Malcolm Gladwell is a fine writer and judging by the range of topics in his many books, his intellectual goals seem peripatetic. That characteristic is on full display in Talking to Strangers which wanders from one situation to another without any clear connective strategy.

The book purports to explain how it is that in conversations with people we do not know, we often find ourselves in confrontation, communications failure, or even criminal behavior, when a simple exchange of thoughts and feelings would achieve our original purpose.

Mug shot of Sandra Bland whose unwarranted arrest and later suicide is one example in Gladwell’s book.

Gladwell cites situations that include unwarranted arrests, rape, mismanagement of spy networks and others. He explores several theories and uses everything from newspaper and courtroom reporting to scientific studies to explain how confrontation or abuse emerges from interactions that start out as perfectly ordinary conversations.

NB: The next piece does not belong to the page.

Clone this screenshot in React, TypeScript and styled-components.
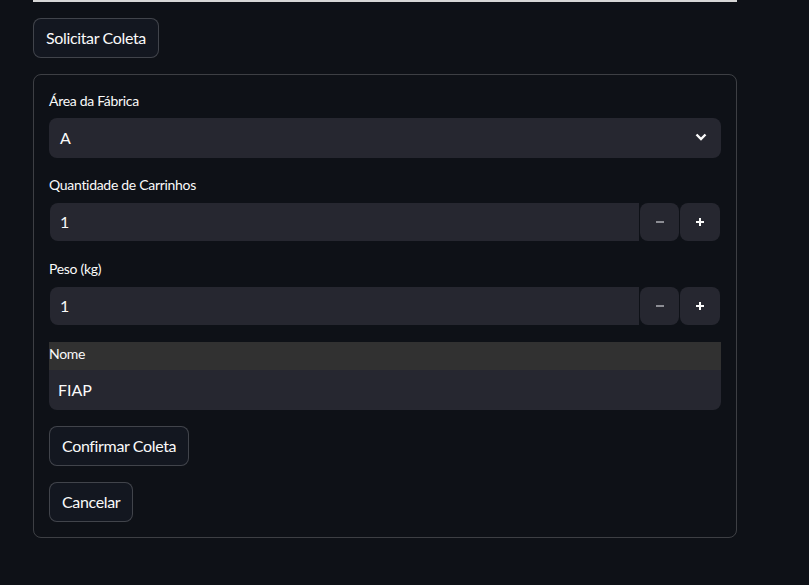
import React from 'react';
import styled, { createGlobalStyle } from 'styled-components';

const Global = createGlobalStyle`
  html, body {
    margin: 0;
    padding: 0;
    background: #0e1117;
  }
  body {
    font-family: Lato, "Source Sans Pro", "Noto Sans", sans-serif;
    color: #fafafa;
  }
`;

const Page = styled.div`
  width: 704px;
  margin-left: 33px;
  display: flex;
  flex-direction: column;
  align-items: flex-start;
  gap: 16px;
  padding-bottom: 47px;
`;

const TopBar = styled.div`
  width: 100%;
  height: 2px;
  background: #d6d6d6;
`;

const Button = styled.button`
  height: 40px;
  padding: 0 12px 1px;
  border: 1px solid rgba(250, 250, 250, 0.2);
  border-radius: 8px;
  background: #131720;
  color: #fafafa;
  font-family: inherit;
  font-size: 16px;
  letter-spacing: -0.35px;
  line-height: 1;
  cursor: pointer;
`;

const Form = styled.div`
  box-sizing: border-box;
  width: 100%;
  padding: 15px 15px;
  border: 1px solid rgba(250, 250, 250, 0.2);
  border-radius: 8px;
  display: flex;
  flex-direction: column;
  align-items: flex-start;
  gap: 16px;
`;

const Field = styled.div`
  width: 100%;
  display: flex;
  flex-direction: column;
`;

const Label = styled.label`
  height: 22px;
  line-height: 22px;
  margin-bottom: 6px;
  font-size: 14px;
  letter-spacing: -0.3px;
  color: #fafafa;
`;

const Select = styled.div`
  height: 40px;
  box-sizing: border-box;
  padding: 0 14px 2px 11px;
  border-radius: 8px;
  background: #262730;
  display: flex;
  align-items: center;
  justify-content: space-between;
  font-size: 16px;
`;

const NumberWrap = styled.div`
  height: 40px;
  box-sizing: border-box;
  border: 1px solid transparent;
  display: flex;
  gap: 1px;
`;

const NumberInput = styled.div`
  flex: 1;
  background: #262730;
  border-radius: 8px 0 0 8px;
  padding: 0 0 2px 10px;
  display: flex;
  align-items: center;
  font-size: 16px;
`;

const Step = styled.div<{ $w: number }>`
  width: ${(p) => p.$w}px;
  background: #262730;
  border-radius: 8px;
  display: flex;
  align-items: center;
  justify-content: center;
`;

const NameLabel = styled.div`
  height: 28px;
  line-height: 24px;
  background: #313131;
  font-size: 14px;
  letter-spacing: -0.3px;
`;

const TextInput = styled.div`
  height: 40px;
  box-sizing: border-box;
  background: #262730;
  border-radius: 0 0 8px 8px;
  padding: 0 0 2px 9px;
  display: flex;
  align-items: center;
  font-size: 16px;
`;

const Chevron = () => (
  <svg width="12" height="8" viewBox="0 0 12 8">
    <polyline points="1.5,1.5 6,6 10.5,1.5" fill="none" stroke="#fafafa" strokeWidth="2.4" />
  </svg>
);

const Minus = () => (
  <svg width="10" height="10" viewBox="0 0 10 10">
    <rect x="1" y="4" width="8" height="2" fill="#8c8d94" />
  </svg>
);

const Plus = () => (
  <svg width="10" height="10" viewBox="0 0 10 10">
    <rect x="1" y="4" width="8" height="2" fill="#fafafa" />
    <rect x="4" y="1" width="2" height="8" fill="#fafafa" />
  </svg>
);

const NumberField = ({ label, value }: { label: string; value: string }) => (
  <Field>
    <Label>{label}</Label>
    <NumberWrap>
      <NumberInput>{value}</NumberInput>
      <Step $w={39}>
        <Minus />
      </Step>
      <Step $w={40}>
        <Plus />
      </Step>
    </NumberWrap>
  </Field>
);

const App = () => {
  return (
    <>
      <Global />
      <Page>
        <TopBar />
        <Button>Solicitar Coleta</Button>
        <Form>
          <Field>
            <Label>Área da Fábrica</Label>
            <Select>
              <span>A</span>
              <Chevron />
            </Select>
          </Field>
          <NumberField label="Quantidade de Carrinhos" value="1" />
          <NumberField label="Peso (kg)" value="1" />
          <Field>
            <NameLabel>Nome</NameLabel>
            <TextInput>FIAP</TextInput>
          </Field>
          <Button>Confirmar Coleta</Button>
          <Button>Cancelar</Button>
        </Form>
      </Page>
    </>
  );
};

export default App;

There is no integrative presentation or analysis here, at least none that I could detect. What Gladwell seems to conclude is that if we would only pause for a moment and lend an empathetic ear to the stranger with whom we are talking, our purpose would be achieved, and no problem would arise.

The book left me unsatisfied. I relish the experience of talking with people I’ve never met before and almost never have problems doing it and would like to have had better guidance to ensure that I don’t make the sort of mistakes the book describes.

Gladwell’s a good writer and a good thinker guy, and so I do not quite understand why he wrote this book in the way he did, or why Little, Brown published it.